Some of the stories told at these events were harrowing and the distress of those adult children and family carers who were struggling and often failing to secure really good, consistent care for the older people they loved so much was tangible and moving.

However, these family members did not want simply to be pitied or ‘placed on a pedestal’. Rather, everyone wanted politicians to act and improve social care services now, as well as provide more financial and practical support for unpaid carers.

These older people and their unpaid carers have therefore thrown down the gauntlet to some of our leading politicians to resolve the entrenched problems of the adult social care system, once and for all, and we can only hope that they get the response they deserve. Certainly, at Age UK we will hold our policymakers to account if they fail to act.

 

So where do we go from here?

Ultimately, the buck stops with central Government and it must recognise the scale of the crisis affecting the NHS and social care and take responsibility for gripping it.

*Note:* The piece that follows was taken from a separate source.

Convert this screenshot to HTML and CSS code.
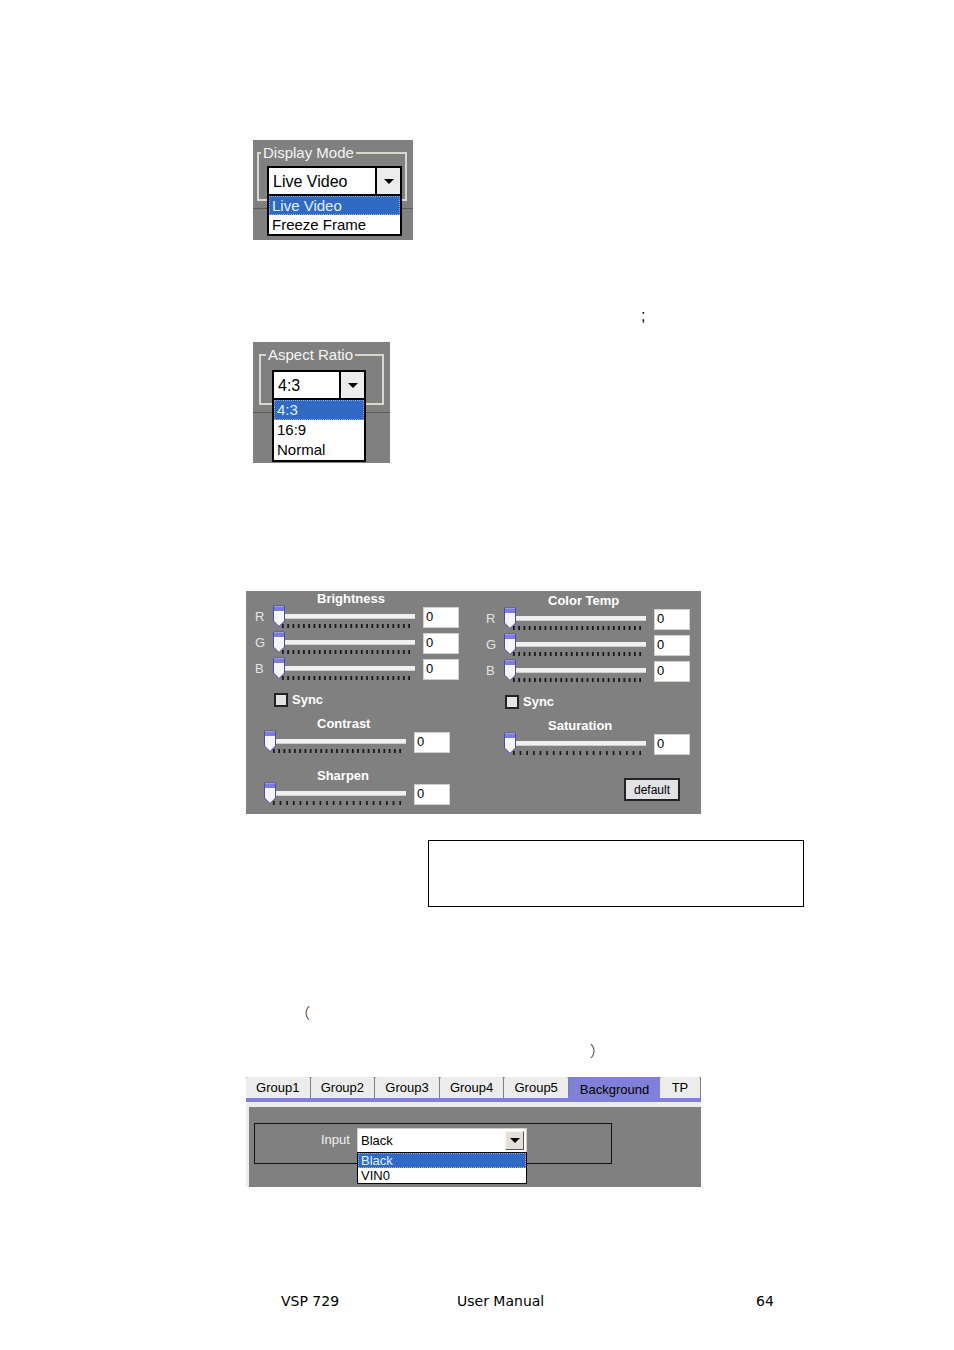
FILE: index.html
```html
<!DOCTYPE html>
<html lang="en">
<head>
  <meta charset="UTF-8" />
  <meta name="viewport" content="width=device-width, initial-scale=1" />
  <title>VSP 729 User Manual</title>
  <link rel="stylesheet" href="styles.css">
</head>
<body>
  <main class="page">
    <section class="dialog display-mode">
      <fieldset>
        <legend>Display Mode</legend>
        <div class="combo">
          <select aria-label="Display Mode">
            <option>Live Video</option>
            <option>Freeze Frame</option>
          </select>
          <span class="arrow"><svg width="10" height="5" viewBox="0 0 10 5"><path d="M0 0h10L5 5z" /></svg></span>
          <ul class="options">
            <li class="selected">Live Video</li>
            <li>Freeze Frame</li>
          </ul>
        </div>
      </fieldset>
      <hr />
    </section>

    <p class="semicolon">;</p>

    <section class="dialog aspect-ratio">
      <fieldset>
        <legend>Aspect Ratio</legend>
        <div class="combo">
          <select aria-label="Aspect Ratio">
            <option>4:3</option>
            <option>16:9</option>
            <option>Normal</option>
          </select>
          <span class="arrow"><svg width="10" height="5" viewBox="0 0 10 5"><path d="M0 0h10L5 5z" /></svg></span>
          <ul class="options">
            <li class="selected">4:3</li>
            <li>16:9</li>
            <li>Normal</li>
          </ul>
        </div>
      </fieldset>
      <hr />
    </section>

    <section class="picture-panel">
      <div class="column">
        <h3>Brightness</h3>
        <div class="row">
          <label for="brightR">R</label>
          <div class="slider">
            <input type="range" id="brightR" value="0" />
            <svg class="ticks"><line x1="0" y1="2" x2="100%" y2="2" pathLength="73" stroke-dasharray="1 2" /></svg>
          </div>
          <input type="text" class="value" value="0" aria-label="Brightness R value" />
        </div>
        <div class="row">
          <label for="brightG">G</label>
          <div class="slider">
            <input type="range" id="brightG" value="0" />
            <svg class="ticks"><line x1="0" y1="2" x2="100%" y2="2" pathLength="73" stroke-dasharray="1 2" /></svg>
          </div>
          <input type="text" class="value" value="0" aria-label="Brightness G value" />
        </div>
        <div class="row">
          <label for="brightB">B</label>
          <div class="slider">
            <input type="range" id="brightB" value="0" />
            <svg class="ticks"><line x1="0" y1="2" x2="100%" y2="2" pathLength="73" stroke-dasharray="1 2" /></svg>
          </div>
          <input type="text" class="value" value="0" aria-label="Brightness B value" />
        </div>
        <label class="sync"><input type="checkbox" /> Sync</label>

        <h3>Contrast</h3>
        <div class="row wide">
          <div class="slider">
            <input type="range" value="0" aria-label="Contrast" />
            <svg class="ticks"><line x1="0" y1="2" x2="100%" y2="2" pathLength="73" stroke-dasharray="1 2" /></svg>
          </div>
          <input type="text" class="value" value="0" aria-label="Contrast value" />
        </div>

        <h3 class="spaced">Sharpen</h3>
        <div class="row wide">
          <div class="slider">
            <input type="range" value="0" aria-label="Sharpen" />
            <svg class="ticks"><line x1="0" y1="2" x2="100%" y2="2" pathLength="77" stroke-dasharray="1 3" /></svg>
          </div>
          <input type="text" class="value" value="0" aria-label="Sharpen value" />
        </div>
      </div>

      <div class="column right">
        <h3>Color Temp</h3>
        <div class="row">
          <label for="tempR">R</label>
          <div class="slider">
            <input type="range" id="tempR" value="0" />
            <svg class="ticks"><line x1="0" y1="2" x2="100%" y2="2" pathLength="73" stroke-dasharray="1 2" /></svg>
          </div>
          <input type="text" class="value" value="0" aria-label="Color Temp R value" />
        </div>
        <div class="row">
          <label for="tempG">G</label>
          <div class="slider">
            <input type="range" id="tempG" value="0" />
            <svg class="ticks"><line x1="0" y1="2" x2="100%" y2="2" pathLength="73" stroke-dasharray="1 2" /></svg>
          </div>
          <input type="text" class="value" value="0" aria-label="Color Temp G value" />
        </div>
        <div class="row">
          <label for="tempB">B</label>
          <div class="slider">
            <input type="range" id="tempB" value="0" />
            <svg class="ticks"><line x1="0" y1="2" x2="100%" y2="2" pathLength="73" stroke-dasharray="1 2" /></svg>
          </div>
          <input type="text" class="value" value="0" aria-label="Color Temp B value" />
        </div>
        <label class="sync"><input type="checkbox" /> Sync</label>

        <h3>Saturation</h3>
        <div class="row">
          <span></span>
          <div class="slider">
            <input type="range" value="0" aria-label="Saturation" />
            <svg class="ticks"><line x1="0" y1="2" x2="100%" y2="2" pathLength="77" stroke-dasharray="1 3" /></svg>
          </div>
          <input type="text" class="value" value="0" aria-label="Saturation value" />
        </div>
        <button type="button" class="default-btn">default</button>
      </div>
    </section>

    <div class="note"></div>

    <div class="brackets" lang="zh">
      <p class="open">（</p>
      <p class="close">）</p>
    </div>

    <section class="group-panel">
      <div class="tabs" role="tablist">
        <button type="button" role="tab">Group1</button>
        <button type="button" role="tab">Group2</button>
        <button type="button" role="tab">Group3</button>
        <button type="button" role="tab">Group4</button>
        <button type="button" role="tab">Group5</button>
        <button type="button" role="tab" class="active">Background</button>
        <button type="button" role="tab" class="last">TP</button>
      </div>
      <div class="tab-body">
        <div class="input-box">
          <label for="inputSource">Input</label>
          <div class="combo">
            <select id="inputSource">
              <option>Black</option>
              <option>VIN0</option>
            </select>
            <span class="arrow"><svg width="10" height="5" viewBox="0 0 10 5"><path d="M0 0h10L5 5z" /></svg></span>
            <ul class="options">
              <li class="selected">Black</li>
              <li>VIN0</li>
            </ul>
          </div>
        </div>
      </div>
    </section>

    <footer>
      <span class="model">VSP 729</span>
      <span class="doc">User Manual</span>
      <span>64</span>
    </footer>
  </main>
</body>
</html>
```
FILE: styles.css
```css
* {
  margin: 0;
  padding: 0;
  box-sizing: border-box;
}

body {
  font-family: "Liberation Sans", Arial, sans-serif;
  font-size: 13px;
  background: #fff;
  color: #000;
}

.page {
  padding: 140px 150px 39px 246px;
}

input,
select,
button {
  font: inherit;
  color: inherit;
}

/* drop-down with its list open */
.combo {
  position: relative;
  display: flex;
  background: #fff;
  border: 1px solid #000;
}

.combo select {
  flex: 1;
  min-width: 0;
  appearance: none;
  border: none;
  background: #fff;
  outline: none;
}

.arrow {
  display: flex;
  align-items: center;
  justify-content: center;
  background: #ececec;
  pointer-events: none;
}

.options {
  position: absolute;
  top: 100%;
  left: -1px;
  right: -1px;
  list-style: none;
  background: #fff;
  border: 1px solid #000;
}

.options .selected {
  background: #316ac5;
  color: #e0f0ff;
  outline: 1px dotted #8fb0e0;
  outline-offset: -1px;
}

/* small dialogs */
.dialog {
  background: #808080;
  margin-left: 7px;
  padding-top: 3px;
  font-size: 16px;
}

.dialog fieldset {
  border: 2px solid #d8d8d0;
  padding: 3px;
}

.dialog legend {
  margin-left: -6px;
  line-height: 20px;
  padding: 0 2px;
  color: #f4f4f4;
  font-size: 15px;
}

.dialog hr {
  border: none;
  border-top: 1px solid #5c5c5c;
  margin-top: 7px;
}

.dialog .combo {
  height: 30px;
  border-width: 2px;
}

.dialog select {
  padding-left: 4px;
}

.dialog .arrow {
  width: 25px;
  border-left: 2px solid #000;
}

.dialog .options {
  left: -2px;
  right: -2px;
  border-width: 2px;
  font-size: 15px;
}

.dialog .options li {
  line-height: 19px;
  padding-left: 3px;
}

.display-mode {
  width: 160px;
  height: 100px;
}

.display-mode fieldset {
  margin: 0 6px 0 4px;
  padding-left: 8px;
}

.aspect-ratio {
  width: 137px;
  height: 121px;
  margin-top: 16px;
}

.aspect-ratio fieldset {
  margin: 0 6px;
  padding: 5px 16px 3px 11px;
}

.aspect-ratio .options li {
  line-height: 20px;
}

.semicolon {
  margin: 66px 0 0 395px;
  font-size: 16px;
  line-height: 20px;
}

/* picture settings */
.picture-panel {
  display: flex;
  gap: 27px;
  max-width: 455px;
  height: 223px;
  margin-top: 128px;
  padding: 0 9px;
  background: #808080;
  color: #fff;
}

.column {
  width: 204px;
}

.column.right {
  padding-top: 2px;
}

.column h3 {
  height: 14px;
  padding-left: 62px;
  font-size: 13px;
  line-height: 16px;
}

.column h3.spaced {
  margin-top: 12px;
}

.row {
  display: grid;
  grid-template-columns: 18px 1fr 36px;
  align-items: start;
  height: 26px;
}

.row.wide {
  grid-template-columns: 1fr 36px;
  margin: 0 9px;
}

.row label {
  line-height: 24px;
  color: #e4e4e4;
}

.slider {
  display: grid;
  margin-right: 8px;
}

.slider input {
  grid-area: 1 / 1;
  appearance: none;
  width: 100%;
  height: 22px;
  background: none;
  z-index: 1;
}

.slider input::-webkit-slider-runnable-track {
  height: 5px;
  background: #f0f0ee;
  border-bottom: 1px solid #d0d0cc;
}

.slider input::-webkit-slider-thumb {
  appearance: none;
  width: 12px;
  height: 22px;
  margin-top: -9px;
  background: url("data:image/svg+xml,%3Csvg xmlns='http://www.w3.org/2000/svg' viewBox='0 0 12 22'%3E%3Cpath d='M.5 1h11v15L6 21.5.5 16z' fill='%23f4f4fa' stroke='%234a4aa8'/%3E%3Cpath d='M1 2h10v4H1z' fill='%237c7ce0'/%3E%3C/svg%3E");
}

.ticks {
  grid-area: 1 / 1;
  align-self: end;
  width: 128px;
  height: 4px;
  margin: 0 0 -1px 9px;
  stroke: #181818;
  stroke-width: 4;
}

.value {
  width: 36px;
  height: 21px;
  margin-top: 2px;
  padding: 0 0 3px 2px;
  border: 1px solid #d4d0c8;
  background: #fff;
  color: #000;
}

.sync {
  display: flex;
  align-items: center;
  gap: 4px;
  height: 33px;
  padding-left: 19px;
  font-weight: bold;
}

.sync input {
  appearance: none;
  width: 14px;
  height: 14px;
  border: 2px solid #222;
  background: #e4e4e4;
}

.default-btn {
  display: block;
  width: 56px;
  height: 23px;
  margin: 20px 10px 0 auto;
  border: 2px solid #222;
  background: #e2e2e6;
  color: #000;
  font-size: 12px;
}

.note {
  height: 67px;
  margin: 26px 0 0 182px;
  border: 1px solid #000;
}

.brackets {
  margin-top: 87px;
  font-family: "Noto Sans CJK SC", sans-serif;
  font-size: 15px;
  font-weight: 300;
  line-height: 38px;
}

.brackets .open {
  margin-left: 49px;
}

.brackets .close {
  margin-left: 344px;
}

/* input groups */
.group-panel {
  max-width: 455px;
  margin-top: 7px;
  background: #ececec;
}

.tabs {
  display: flex;
  height: 25px;
  background: #8080d8;
}

.tabs button {
  flex: 1;
  height: 21px;
  border: none;
  border-right: 1px solid #808080;
  border-radius: 2px 2px 0 0;
  background: #ececec;
}

.tabs .active {
  flex: none;
  width: 91px;
  height: 24px;
  background: #8080d8;
  border: none;
}

.tabs .last {
  flex: none;
  width: 41px;
}

.tab-body {
  height: 80px;
  margin: 5px 0 0 3px;
  padding: 16px 5px;
  background: #808080;
}

.input-box {
  display: flex;
  align-items: flex-start;
  width: 358px;
  height: 41px;
  padding: 4px 0 0 66px;
  border: 1px solid #111;
}

.input-box label {
  width: 36px;
  line-height: 24px;
  color: #f0f0f0;
}

.input-box .combo {
  width: 170px;
  height: 25px;
  border: 1px solid #d4d0c8;
}

.input-box select {
  padding-left: 3px;
}

.input-box .arrow {
  width: 19px;
  margin: 2px;
  background: #e4e0d8;
  border: 1px solid #f8f8f8;
  border-right-color: #555;
  border-bottom-color: #555;
}

.input-box .options li {
  line-height: 15px;
  padding-left: 3px;
}

footer {
  display: flex;
  margin-top: 104px;
  padding-left: 35px;
  font-family: Verdana, "DejaVu Sans", sans-serif;
  font-size: 14px;
  line-height: 20px;
}

.model {
  width: 176px;
}

.doc {
  width: 299px;
}
```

The Government must keep its promise, made in March last year, to ‘put the state-funded social care system on a more secure and sustainable footing’ and follow through on its commitment to publish a Green Paper later this year. Indeed, the Green Paper and the consultation that will follow it will be a great opportunity to think about what kind of a society we want for ourselves, our ageing parents and our children, and we need to ensure that the consultation is meaningful and leads to lasting change.

But it is also vital that funding for social care is increased now, to prevent any further erosion of services—which in many parts of the country are visibly tottering.

Realistically, it will be years before the Social Care Green Paper’s proposals lead to improvements on the ground, so action is needed now to shore up the existing system and to support the providers and front line staff who are doing the best they can for vulnerable older people in incredibly difficult circumstances.

Both now and for the future, the Government needs to make big and bold changes to make a real difference to the lives of older people in social care. Those in need deserve nothing less.